BY: SHELBY MILLER
I have the perfect bubble bath set up…candles, a cozy drink, my book, perfect amount of bubbles. My toes sticking out of the water just enough. Click.
I snap the picture and start inspecting every corner of it. Gosh I should’ve repainted my toes. Our vanity is so cluttered. What will people think about this book? I craft the perfect text to put in the corner of my story and add a “self care” sticker. Post to story. I spend the rest of my bath scrolling through stories and posts and comparing my life to everyone else’s. Someone’s house is so clean and organized. Another person is exercising. Someone else finished another book. This person got a new job. Another person spent the day doing something super creative with their kids. By the time the water fills the tub I am antsy just thinking about everything I need to do. I try to sit there and relax for a minute, but my head is spinning and the to-do list forming in my brain is getting out of control.
We live in a self care obsessed society. Spa treatments, face masks, skincare routines, manicures and shopping sprees. We are manicured and moisturized but also anxious and alone. We do self care for the sake of a selfie instead of really caring for our souls. Our rest is surface level or even just a distraction or excuse to escape reality. What we actually need is soul care, not another skin care routine or makeup tutorial. In the last few years I recognized this in myself, and I realized I was doing all these “self care activities” that were really just a check in the box that left me feeling more anxious and overwhelmed.
To have genuine self care, we have to assess what we actually need, define what caring for that area looks like, and then schedule time for the activities we choose. Assessing our needs means getting really honest with ourselves and asking some hard questions. You might take an afternoon or even a day to reflect on what your needs are. Maybe you need quiet alone time or maybe you need uninterrupted connection. Maybe you need physical rest or maybe it’s mental rest you’re lacking. It is impossible to care for yourself if you do not know what you need. As a nurse practitioner this takes me back to the nursing process – we always assess our patient before we start throwing medications and treatment plans at them. We must do the same for ourselves.
Next we have to define what things we can do to care for ourselves. In nursing, we would call this a care plan. This was where the change happened in my life in regards to caring for myself. I realized that I needed to rest my brain, not so much my body. I would sit in a bathtub as it filled, and before the water reached my chest I would feel antsy and anxious to get out. My mind was buzzing with things I needed to do and thoughts about the future. Active rest is a much healthier way to care for myself. I’ll go on a walk or read a book or bake something for friends. I’m not sitting silently, but I am resting my mind and caring for my soul. This can look countless different ways and it may take some trial and error to really define what self care is going to look like for you! That’s okay!

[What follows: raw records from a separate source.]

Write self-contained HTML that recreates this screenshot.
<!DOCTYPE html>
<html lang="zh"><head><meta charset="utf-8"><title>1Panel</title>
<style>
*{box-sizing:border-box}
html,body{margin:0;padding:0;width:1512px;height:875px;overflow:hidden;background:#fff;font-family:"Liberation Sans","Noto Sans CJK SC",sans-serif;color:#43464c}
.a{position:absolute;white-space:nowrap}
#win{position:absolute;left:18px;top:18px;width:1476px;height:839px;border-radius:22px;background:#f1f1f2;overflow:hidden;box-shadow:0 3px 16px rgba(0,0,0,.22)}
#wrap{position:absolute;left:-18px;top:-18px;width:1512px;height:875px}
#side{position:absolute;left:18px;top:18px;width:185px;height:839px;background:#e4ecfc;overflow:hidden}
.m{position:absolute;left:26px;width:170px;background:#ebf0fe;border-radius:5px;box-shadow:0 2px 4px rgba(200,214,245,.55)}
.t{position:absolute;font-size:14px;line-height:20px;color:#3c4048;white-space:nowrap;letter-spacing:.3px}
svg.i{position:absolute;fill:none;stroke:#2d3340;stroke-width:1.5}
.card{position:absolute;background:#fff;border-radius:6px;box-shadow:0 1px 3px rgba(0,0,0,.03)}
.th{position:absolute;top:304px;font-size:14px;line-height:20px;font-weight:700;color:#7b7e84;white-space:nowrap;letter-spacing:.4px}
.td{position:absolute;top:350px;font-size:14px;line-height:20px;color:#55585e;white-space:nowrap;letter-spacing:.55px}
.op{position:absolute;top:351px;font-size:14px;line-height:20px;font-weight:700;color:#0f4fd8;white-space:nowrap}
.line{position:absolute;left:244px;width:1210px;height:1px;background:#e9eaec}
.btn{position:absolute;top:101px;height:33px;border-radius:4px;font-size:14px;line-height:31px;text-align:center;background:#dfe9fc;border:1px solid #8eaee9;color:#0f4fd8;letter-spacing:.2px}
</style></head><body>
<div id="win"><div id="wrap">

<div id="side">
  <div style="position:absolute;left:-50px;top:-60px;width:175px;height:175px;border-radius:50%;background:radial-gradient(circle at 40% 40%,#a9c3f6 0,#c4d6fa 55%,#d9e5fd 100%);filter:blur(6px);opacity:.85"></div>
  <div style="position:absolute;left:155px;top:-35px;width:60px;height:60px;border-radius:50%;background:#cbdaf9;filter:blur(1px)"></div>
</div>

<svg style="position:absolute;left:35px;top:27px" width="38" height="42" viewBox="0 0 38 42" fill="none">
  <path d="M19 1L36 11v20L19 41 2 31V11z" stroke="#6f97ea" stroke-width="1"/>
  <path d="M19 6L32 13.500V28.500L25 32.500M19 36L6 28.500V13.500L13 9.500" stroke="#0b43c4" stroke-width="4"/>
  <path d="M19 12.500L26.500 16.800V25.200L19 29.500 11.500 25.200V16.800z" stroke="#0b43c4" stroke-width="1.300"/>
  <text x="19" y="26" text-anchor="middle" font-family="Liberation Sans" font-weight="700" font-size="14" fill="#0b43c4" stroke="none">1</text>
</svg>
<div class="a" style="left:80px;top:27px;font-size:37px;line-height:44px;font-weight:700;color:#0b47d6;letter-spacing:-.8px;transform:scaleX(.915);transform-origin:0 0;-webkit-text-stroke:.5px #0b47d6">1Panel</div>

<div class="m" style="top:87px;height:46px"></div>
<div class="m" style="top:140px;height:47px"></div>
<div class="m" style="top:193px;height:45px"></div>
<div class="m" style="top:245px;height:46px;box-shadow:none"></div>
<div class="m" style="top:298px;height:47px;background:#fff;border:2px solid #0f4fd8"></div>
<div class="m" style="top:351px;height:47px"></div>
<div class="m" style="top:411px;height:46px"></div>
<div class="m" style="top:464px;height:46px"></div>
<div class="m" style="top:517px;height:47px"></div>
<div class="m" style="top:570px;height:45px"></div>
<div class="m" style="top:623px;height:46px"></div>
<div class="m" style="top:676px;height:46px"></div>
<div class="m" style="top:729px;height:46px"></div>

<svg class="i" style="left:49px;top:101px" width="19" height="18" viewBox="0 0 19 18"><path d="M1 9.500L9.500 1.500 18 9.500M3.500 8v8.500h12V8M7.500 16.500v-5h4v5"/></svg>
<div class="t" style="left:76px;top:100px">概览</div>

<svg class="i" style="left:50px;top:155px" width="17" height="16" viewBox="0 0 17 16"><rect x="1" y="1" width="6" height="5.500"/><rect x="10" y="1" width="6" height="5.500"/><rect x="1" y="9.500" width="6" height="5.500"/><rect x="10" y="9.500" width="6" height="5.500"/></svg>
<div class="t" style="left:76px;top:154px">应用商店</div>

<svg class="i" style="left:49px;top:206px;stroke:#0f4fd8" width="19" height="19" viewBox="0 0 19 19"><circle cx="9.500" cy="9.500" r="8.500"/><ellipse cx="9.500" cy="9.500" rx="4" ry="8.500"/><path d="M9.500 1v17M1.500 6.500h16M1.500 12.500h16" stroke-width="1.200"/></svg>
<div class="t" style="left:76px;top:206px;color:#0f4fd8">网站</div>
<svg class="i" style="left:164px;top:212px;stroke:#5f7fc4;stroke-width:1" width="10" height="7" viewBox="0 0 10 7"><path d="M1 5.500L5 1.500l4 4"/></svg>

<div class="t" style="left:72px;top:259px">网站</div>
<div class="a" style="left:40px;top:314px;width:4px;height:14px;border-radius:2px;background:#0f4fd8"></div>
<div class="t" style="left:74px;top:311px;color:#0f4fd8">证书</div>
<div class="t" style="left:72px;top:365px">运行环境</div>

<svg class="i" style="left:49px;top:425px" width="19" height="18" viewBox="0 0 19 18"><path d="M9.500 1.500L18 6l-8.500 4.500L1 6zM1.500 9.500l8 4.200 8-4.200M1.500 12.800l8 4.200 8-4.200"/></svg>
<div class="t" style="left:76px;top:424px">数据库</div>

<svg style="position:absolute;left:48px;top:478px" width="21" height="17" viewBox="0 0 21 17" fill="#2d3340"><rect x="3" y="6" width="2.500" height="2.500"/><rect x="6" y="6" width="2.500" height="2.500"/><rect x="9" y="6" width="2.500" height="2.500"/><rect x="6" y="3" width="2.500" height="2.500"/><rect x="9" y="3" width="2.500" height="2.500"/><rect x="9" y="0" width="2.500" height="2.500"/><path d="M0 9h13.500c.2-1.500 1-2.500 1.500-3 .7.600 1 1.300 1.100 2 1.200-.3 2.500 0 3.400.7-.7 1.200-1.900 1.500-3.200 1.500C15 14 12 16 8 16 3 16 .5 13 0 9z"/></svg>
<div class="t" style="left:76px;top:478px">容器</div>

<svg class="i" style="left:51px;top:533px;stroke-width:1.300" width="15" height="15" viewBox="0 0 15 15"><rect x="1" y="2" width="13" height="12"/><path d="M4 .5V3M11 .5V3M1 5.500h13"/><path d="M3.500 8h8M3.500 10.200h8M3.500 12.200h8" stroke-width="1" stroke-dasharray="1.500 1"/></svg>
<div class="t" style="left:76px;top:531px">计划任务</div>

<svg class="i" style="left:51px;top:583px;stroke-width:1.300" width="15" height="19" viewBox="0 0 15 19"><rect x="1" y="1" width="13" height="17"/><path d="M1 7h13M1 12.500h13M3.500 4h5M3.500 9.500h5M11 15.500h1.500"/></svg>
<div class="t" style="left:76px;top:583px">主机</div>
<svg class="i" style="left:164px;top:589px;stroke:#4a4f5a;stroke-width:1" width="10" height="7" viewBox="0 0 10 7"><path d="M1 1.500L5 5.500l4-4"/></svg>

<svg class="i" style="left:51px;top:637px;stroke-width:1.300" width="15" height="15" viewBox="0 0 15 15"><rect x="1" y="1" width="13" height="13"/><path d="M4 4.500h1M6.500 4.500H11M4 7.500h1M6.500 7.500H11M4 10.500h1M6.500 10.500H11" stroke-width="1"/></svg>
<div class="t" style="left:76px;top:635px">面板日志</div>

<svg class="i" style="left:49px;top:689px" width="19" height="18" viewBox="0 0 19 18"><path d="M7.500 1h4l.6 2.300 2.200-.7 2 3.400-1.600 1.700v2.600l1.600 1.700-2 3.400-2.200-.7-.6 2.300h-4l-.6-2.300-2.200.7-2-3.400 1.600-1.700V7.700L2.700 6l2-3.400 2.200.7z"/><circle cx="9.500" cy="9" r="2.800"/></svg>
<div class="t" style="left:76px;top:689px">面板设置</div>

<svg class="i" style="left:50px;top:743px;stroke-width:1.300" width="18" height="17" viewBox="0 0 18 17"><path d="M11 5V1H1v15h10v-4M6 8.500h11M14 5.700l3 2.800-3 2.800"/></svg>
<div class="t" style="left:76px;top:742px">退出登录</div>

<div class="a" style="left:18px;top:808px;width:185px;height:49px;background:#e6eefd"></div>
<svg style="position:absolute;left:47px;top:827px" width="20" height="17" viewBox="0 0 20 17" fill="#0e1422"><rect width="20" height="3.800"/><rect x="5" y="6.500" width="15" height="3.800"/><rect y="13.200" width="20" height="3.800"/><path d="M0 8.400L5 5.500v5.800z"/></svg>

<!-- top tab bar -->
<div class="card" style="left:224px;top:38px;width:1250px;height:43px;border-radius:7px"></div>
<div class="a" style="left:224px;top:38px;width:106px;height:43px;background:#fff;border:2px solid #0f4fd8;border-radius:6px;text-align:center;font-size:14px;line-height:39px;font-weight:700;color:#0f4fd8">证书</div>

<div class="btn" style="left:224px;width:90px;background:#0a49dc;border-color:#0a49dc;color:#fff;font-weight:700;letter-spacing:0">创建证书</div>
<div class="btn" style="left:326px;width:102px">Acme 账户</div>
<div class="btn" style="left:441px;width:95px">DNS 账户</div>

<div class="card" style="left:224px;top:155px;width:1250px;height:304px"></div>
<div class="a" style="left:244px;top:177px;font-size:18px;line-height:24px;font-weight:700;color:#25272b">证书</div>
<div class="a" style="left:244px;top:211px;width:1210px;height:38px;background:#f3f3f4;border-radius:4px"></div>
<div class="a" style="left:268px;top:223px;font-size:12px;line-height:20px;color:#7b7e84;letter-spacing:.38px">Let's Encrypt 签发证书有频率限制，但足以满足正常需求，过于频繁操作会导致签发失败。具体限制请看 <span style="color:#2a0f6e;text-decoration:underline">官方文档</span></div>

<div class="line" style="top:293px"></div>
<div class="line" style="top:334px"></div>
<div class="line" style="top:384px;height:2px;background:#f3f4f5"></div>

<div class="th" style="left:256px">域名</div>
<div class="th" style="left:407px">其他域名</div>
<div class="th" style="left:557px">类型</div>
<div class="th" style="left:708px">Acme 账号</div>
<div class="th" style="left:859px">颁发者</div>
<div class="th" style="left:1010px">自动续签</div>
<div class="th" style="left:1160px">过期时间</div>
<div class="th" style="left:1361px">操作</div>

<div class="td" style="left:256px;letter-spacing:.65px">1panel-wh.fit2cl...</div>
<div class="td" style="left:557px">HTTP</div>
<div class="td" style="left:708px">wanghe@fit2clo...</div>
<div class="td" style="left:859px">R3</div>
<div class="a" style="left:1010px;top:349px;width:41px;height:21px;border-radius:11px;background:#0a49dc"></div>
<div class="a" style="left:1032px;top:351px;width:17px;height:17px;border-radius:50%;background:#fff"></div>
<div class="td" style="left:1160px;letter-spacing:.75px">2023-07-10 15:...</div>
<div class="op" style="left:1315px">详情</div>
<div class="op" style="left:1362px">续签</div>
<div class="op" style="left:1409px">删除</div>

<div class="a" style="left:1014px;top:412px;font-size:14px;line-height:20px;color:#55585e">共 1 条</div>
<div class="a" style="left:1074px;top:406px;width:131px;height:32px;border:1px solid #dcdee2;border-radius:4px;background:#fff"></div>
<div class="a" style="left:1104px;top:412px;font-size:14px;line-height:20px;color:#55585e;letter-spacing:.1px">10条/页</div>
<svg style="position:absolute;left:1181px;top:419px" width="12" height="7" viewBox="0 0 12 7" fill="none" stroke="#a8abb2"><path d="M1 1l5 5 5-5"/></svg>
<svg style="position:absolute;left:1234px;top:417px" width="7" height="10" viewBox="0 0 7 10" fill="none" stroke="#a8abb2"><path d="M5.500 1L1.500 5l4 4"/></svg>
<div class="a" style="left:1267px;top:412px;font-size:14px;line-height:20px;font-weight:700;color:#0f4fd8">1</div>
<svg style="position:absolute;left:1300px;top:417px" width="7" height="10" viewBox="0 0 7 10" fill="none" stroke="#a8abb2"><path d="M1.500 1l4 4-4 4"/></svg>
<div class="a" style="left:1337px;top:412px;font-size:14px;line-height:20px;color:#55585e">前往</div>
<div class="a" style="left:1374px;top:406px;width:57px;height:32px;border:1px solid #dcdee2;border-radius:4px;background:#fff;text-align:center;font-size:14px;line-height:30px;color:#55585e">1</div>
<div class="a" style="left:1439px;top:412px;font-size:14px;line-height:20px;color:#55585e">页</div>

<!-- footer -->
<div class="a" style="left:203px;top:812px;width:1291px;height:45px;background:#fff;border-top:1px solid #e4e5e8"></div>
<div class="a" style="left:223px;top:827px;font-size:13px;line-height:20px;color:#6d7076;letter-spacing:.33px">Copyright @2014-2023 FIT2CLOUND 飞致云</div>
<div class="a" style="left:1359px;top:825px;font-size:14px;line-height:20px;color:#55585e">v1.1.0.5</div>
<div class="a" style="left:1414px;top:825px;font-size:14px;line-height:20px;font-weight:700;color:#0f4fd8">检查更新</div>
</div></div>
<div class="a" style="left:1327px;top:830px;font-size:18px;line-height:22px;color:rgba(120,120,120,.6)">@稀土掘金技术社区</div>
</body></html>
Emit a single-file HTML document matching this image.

One of the hardest yet most important parts of self care is scheduling it into your life. In my experience, if I do not schedule self care into my life I will go a really long time without it and then almost use it as a crutch. Instead of setting aside an hour to spend walking, I will choose less freeing forms of “self care” which looks like shopping, getting my nails done, ordering take out, and then binging something on netflix. I wake up the next morning with a self care hangover which feels a lot like guilt and stress that I wasted a whole day with no actual soul care to show for it. Please hear me that those activities are not inherently wrong, and they are also often not what I actually need. So scheduling this in makes a huge difference, and it is easiest if these practices become a normal part of your routine. As an example, we go on a family walk every night before bathtime/bedtime which gives us space to talk about our day and get some pre-bedtime jitters out. After we get the baby to bed and get things ready for the night, we lay down and read a chapter of a book. Small little rhythms like this throughout your day makes scheduling self care feel less overwhelming and unrealistic.
This tiny bit of self reflection and shifting towards something more genuine and less trendy might not bring more followers or likes, it might cause you to look inward and stop numbing the things that you’ve been carrying for years, and it might take a little more work on the front end. But it will leave your soul more full and your heart more free. You might end up being more present and connected, less anxious and more settled. In the self care obsessed comparison culture, fight the urge to take a picture and construct the perfect caption and truly care for yourself. You deserve it. Your soul deserves it.